One day in December 1941 a policeman appeared at their apartment. He said that an anonymous informant had denounced both of them for failing to wear their stars.

“Your informant doesn't know what he's talking about,” Fritz said. “Here, look.” He showed the policeman two coats on which Marlitt had securely sewn the stars—and which they always left on hooks by the door. The policeman tugged at the stars, shrugged and departed. The Croners never saw him again.

But it was episodes like these that made Fritz realize that going underground was inevitable. He was sure that events would tell him when the day was at hand. On the morning of December 3, 1942, he went as usual to his job at the railroad yard; there two Jewish colleagues showed him notices they had received from the Jewish community headquarters ordering them to remain at home that day for “statistical reasons.” The only statistical reasons Fritz could imagine would be those supplied by the Gestapo, which, periodically since October 1941, had required the Jewish community to supply a specified number of Jews for “resettlement.”

Fritz said nothing to his fellow workers. He watched them present their notices to the foreman, who excused them to go home. Then he approached the foreman. “I received the same notice,” he said. His bluff worked; the foreman didn't ask to see the notice. Instead, with a nod and a wave and what Fritz suspected was a knowing look, he excused him for the day.

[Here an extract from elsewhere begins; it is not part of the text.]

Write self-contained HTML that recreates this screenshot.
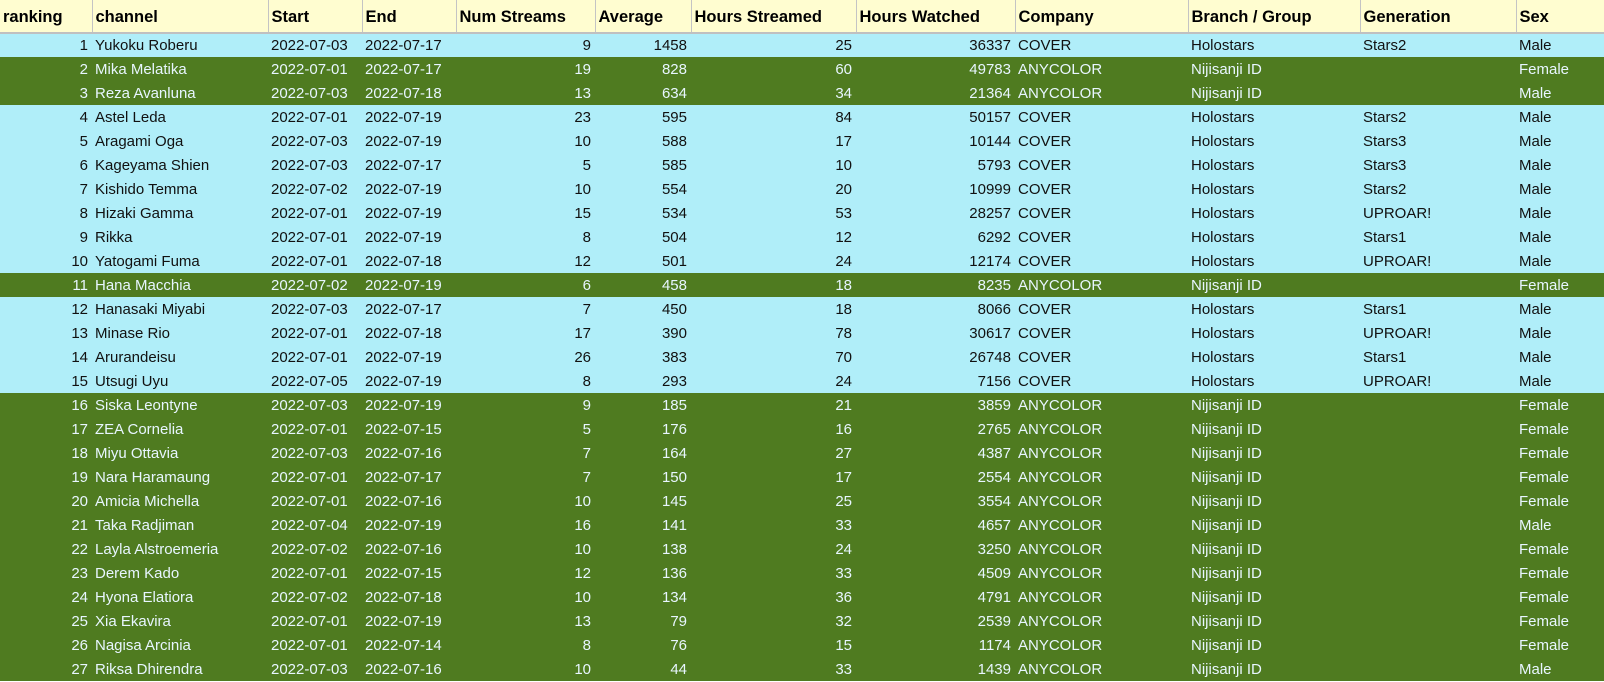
<!DOCTYPE html>
<html><head><meta charset="utf-8"><style>
*{margin:0;padding:0;box-sizing:border-box}
body{width:1604px;height:682px;overflow:hidden;background:#fff;font-family:"Liberation Sans",sans-serif}
table{border-collapse:collapse;table-layout:fixed;width:1604px}
th{height:33px;background:#fffdd0;font-size:16.5px;font-weight:bold;text-align:left;padding:2px 0 0 3px;border-right:1px solid #c4c4c4;border-bottom:2px solid #c0c0c0;color:#000;white-space:nowrap;overflow:hidden}
td{height:24px;font-size:15px;padding:0 3px;white-space:nowrap;overflow:visible}
td.r{text-align:right;padding-right:4px}
tr.c td{background:#b0eef9;color:#111}
tr.a td{background:#4f7b20;color:#e8f6ff}
</style></head><body>
<table>
<colgroup><col style="width:92px"><col style="width:176px"><col style="width:94px"><col style="width:94px"><col style="width:139px"><col style="width:96px"><col style="width:165px"><col style="width:159px"><col style="width:173px"><col style="width:172px"><col style="width:156px"><col style="width:88px"></colgroup>
<tr><th>ranking</th><th>channel</th><th>Start</th><th>End</th><th>Num Streams</th><th>Average</th><th>Hours Streamed</th><th>Hours Watched</th><th>Company</th><th>Branch / Group</th><th>Generation</th><th>Sex</th></tr>
<tr class="c"><td class="r">1</td><td>Yukoku Roberu</td><td>2022-07-03</td><td>2022-07-17</td><td class="r">9</td><td class="r">1458</td><td class="r">25</td><td class="r">36337</td><td>COVER</td><td>Holostars</td><td>Stars2</td><td>Male</td></tr>
<tr class="a"><td class="r">2</td><td>Mika Melatika</td><td>2022-07-01</td><td>2022-07-17</td><td class="r">19</td><td class="r">828</td><td class="r">60</td><td class="r">49783</td><td>ANYCOLOR</td><td>Nijisanji ID</td><td></td><td>Female</td></tr>
<tr class="a"><td class="r">3</td><td>Reza Avanluna</td><td>2022-07-03</td><td>2022-07-18</td><td class="r">13</td><td class="r">634</td><td class="r">34</td><td class="r">21364</td><td>ANYCOLOR</td><td>Nijisanji ID</td><td></td><td>Male</td></tr>
<tr class="c"><td class="r">4</td><td>Astel Leda</td><td>2022-07-01</td><td>2022-07-19</td><td class="r">23</td><td class="r">595</td><td class="r">84</td><td class="r">50157</td><td>COVER</td><td>Holostars</td><td>Stars2</td><td>Male</td></tr>
<tr class="c"><td class="r">5</td><td>Aragami Oga</td><td>2022-07-03</td><td>2022-07-19</td><td class="r">10</td><td class="r">588</td><td class="r">17</td><td class="r">10144</td><td>COVER</td><td>Holostars</td><td>Stars3</td><td>Male</td></tr>
<tr class="c"><td class="r">6</td><td>Kageyama Shien</td><td>2022-07-03</td><td>2022-07-17</td><td class="r">5</td><td class="r">585</td><td class="r">10</td><td class="r">5793</td><td>COVER</td><td>Holostars</td><td>Stars3</td><td>Male</td></tr>
<tr class="c"><td class="r">7</td><td>Kishido Temma</td><td>2022-07-02</td><td>2022-07-19</td><td class="r">10</td><td class="r">554</td><td class="r">20</td><td class="r">10999</td><td>COVER</td><td>Holostars</td><td>Stars2</td><td>Male</td></tr>
<tr class="c"><td class="r">8</td><td>Hizaki Gamma</td><td>2022-07-01</td><td>2022-07-19</td><td class="r">15</td><td class="r">534</td><td class="r">53</td><td class="r">28257</td><td>COVER</td><td>Holostars</td><td>UPROAR!</td><td>Male</td></tr>
<tr class="c"><td class="r">9</td><td>Rikka</td><td>2022-07-01</td><td>2022-07-19</td><td class="r">8</td><td class="r">504</td><td class="r">12</td><td class="r">6292</td><td>COVER</td><td>Holostars</td><td>Stars1</td><td>Male</td></tr>
<tr class="c"><td class="r">10</td><td>Yatogami Fuma</td><td>2022-07-01</td><td>2022-07-18</td><td class="r">12</td><td class="r">501</td><td class="r">24</td><td class="r">12174</td><td>COVER</td><td>Holostars</td><td>UPROAR!</td><td>Male</td></tr>
<tr class="a"><td class="r">11</td><td>Hana Macchia</td><td>2022-07-02</td><td>2022-07-19</td><td class="r">6</td><td class="r">458</td><td class="r">18</td><td class="r">8235</td><td>ANYCOLOR</td><td>Nijisanji ID</td><td></td><td>Female</td></tr>
<tr class="c"><td class="r">12</td><td>Hanasaki Miyabi</td><td>2022-07-03</td><td>2022-07-17</td><td class="r">7</td><td class="r">450</td><td class="r">18</td><td class="r">8066</td><td>COVER</td><td>Holostars</td><td>Stars1</td><td>Male</td></tr>
<tr class="c"><td class="r">13</td><td>Minase Rio</td><td>2022-07-01</td><td>2022-07-18</td><td class="r">17</td><td class="r">390</td><td class="r">78</td><td class="r">30617</td><td>COVER</td><td>Holostars</td><td>UPROAR!</td><td>Male</td></tr>
<tr class="c"><td class="r">14</td><td>Arurandeisu</td><td>2022-07-01</td><td>2022-07-19</td><td class="r">26</td><td class="r">383</td><td class="r">70</td><td class="r">26748</td><td>COVER</td><td>Holostars</td><td>Stars1</td><td>Male</td></tr>
<tr class="c"><td class="r">15</td><td>Utsugi Uyu</td><td>2022-07-05</td><td>2022-07-19</td><td class="r">8</td><td class="r">293</td><td class="r">24</td><td class="r">7156</td><td>COVER</td><td>Holostars</td><td>UPROAR!</td><td>Male</td></tr>
<tr class="a"><td class="r">16</td><td>Siska Leontyne</td><td>2022-07-03</td><td>2022-07-19</td><td class="r">9</td><td class="r">185</td><td class="r">21</td><td class="r">3859</td><td>ANYCOLOR</td><td>Nijisanji ID</td><td></td><td>Female</td></tr>
<tr class="a"><td class="r">17</td><td>ZEA Cornelia</td><td>2022-07-01</td><td>2022-07-15</td><td class="r">5</td><td class="r">176</td><td class="r">16</td><td class="r">2765</td><td>ANYCOLOR</td><td>Nijisanji ID</td><td></td><td>Female</td></tr>
<tr class="a"><td class="r">18</td><td>Miyu Ottavia</td><td>2022-07-03</td><td>2022-07-16</td><td class="r">7</td><td class="r">164</td><td class="r">27</td><td class="r">4387</td><td>ANYCOLOR</td><td>Nijisanji ID</td><td></td><td>Female</td></tr>
<tr class="a"><td class="r">19</td><td>Nara Haramaung</td><td>2022-07-01</td><td>2022-07-17</td><td class="r">7</td><td class="r">150</td><td class="r">17</td><td class="r">2554</td><td>ANYCOLOR</td><td>Nijisanji ID</td><td></td><td>Female</td></tr>
<tr class="a"><td class="r">20</td><td>Amicia Michella</td><td>2022-07-01</td><td>2022-07-16</td><td class="r">10</td><td class="r">145</td><td class="r">25</td><td class="r">3554</td><td>ANYCOLOR</td><td>Nijisanji ID</td><td></td><td>Female</td></tr>
<tr class="a"><td class="r">21</td><td>Taka Radjiman</td><td>2022-07-04</td><td>2022-07-19</td><td class="r">16</td><td class="r">141</td><td class="r">33</td><td class="r">4657</td><td>ANYCOLOR</td><td>Nijisanji ID</td><td></td><td>Male</td></tr>
<tr class="a"><td class="r">22</td><td>Layla Alstroemeria</td><td>2022-07-02</td><td>2022-07-16</td><td class="r">10</td><td class="r">138</td><td class="r">24</td><td class="r">3250</td><td>ANYCOLOR</td><td>Nijisanji ID</td><td></td><td>Female</td></tr>
<tr class="a"><td class="r">23</td><td>Derem Kado</td><td>2022-07-01</td><td>2022-07-15</td><td class="r">12</td><td class="r">136</td><td class="r">33</td><td class="r">4509</td><td>ANYCOLOR</td><td>Nijisanji ID</td><td></td><td>Female</td></tr>
<tr class="a"><td class="r">24</td><td>Hyona Elatiora</td><td>2022-07-02</td><td>2022-07-18</td><td class="r">10</td><td class="r">134</td><td class="r">36</td><td class="r">4791</td><td>ANYCOLOR</td><td>Nijisanji ID</td><td></td><td>Female</td></tr>
<tr class="a"><td class="r">25</td><td>Xia Ekavira</td><td>2022-07-01</td><td>2022-07-19</td><td class="r">13</td><td class="r">79</td><td class="r">32</td><td class="r">2539</td><td>ANYCOLOR</td><td>Nijisanji ID</td><td></td><td>Female</td></tr>
<tr class="a"><td class="r">26</td><td>Nagisa Arcinia</td><td>2022-07-01</td><td>2022-07-14</td><td class="r">8</td><td class="r">76</td><td class="r">15</td><td class="r">1174</td><td>ANYCOLOR</td><td>Nijisanji ID</td><td></td><td>Female</td></tr>
<tr class="a"><td class="r">27</td><td>Riksa Dhirendra</td><td>2022-07-03</td><td>2022-07-16</td><td class="r">10</td><td class="r">44</td><td class="r">33</td><td class="r">1439</td><td>ANYCOLOR</td><td>Nijisanji ID</td><td></td><td>Male</td></tr>
</table>
</body></html>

Two hours after he had left for work Fritz was back home. Marlitt had just put Lane down for her nap. At the sight of her husband she paled.

“It's time,” he said simply.

Marlitt nodded. Then she immediately began to hide clothing and provisions for Lane in the baby carriage. Their own clothing would be left behind. The only possessions they would take with them were the jewels Fritz had guarded for this moment. These too would be hidden in the baby's carriage.

The next problem to solve concerned Fritz's family. (Marlitt's father and two sisters had managed to emigrate to Shanghai several years before.) Fritz sent word to his parents and his uncle, his mother's brother, to come to his apartment at seven o'clock that evening, an hour before the curfew for Jews. Then he set out for the apartment of a Frau Kosimer, a woman of seventy he had met through a stateless Russian-born jeweler named Makarow. The distance was less than a mile, normally a pleasant ten-minute walk along tree-lined streets whose buildings had not yet been hit by the bombs. Today Fritz felt as if he could make the journey in less than half that time. But while anxiety urged him on, prudence restrained his gait. He knew that his behavior mustn't seem abnormal to anyone who observed him.

Frau Kosimer was a widow who had been living in Berlin since 1938. Her husband, a Jew, had been killed when the Germans occupied Austria in March of that year. She had moved to Berlin to be near her best friend. The authorization she brought with her noted that she was Catholic, and accordingly her resettlement was accepted without question.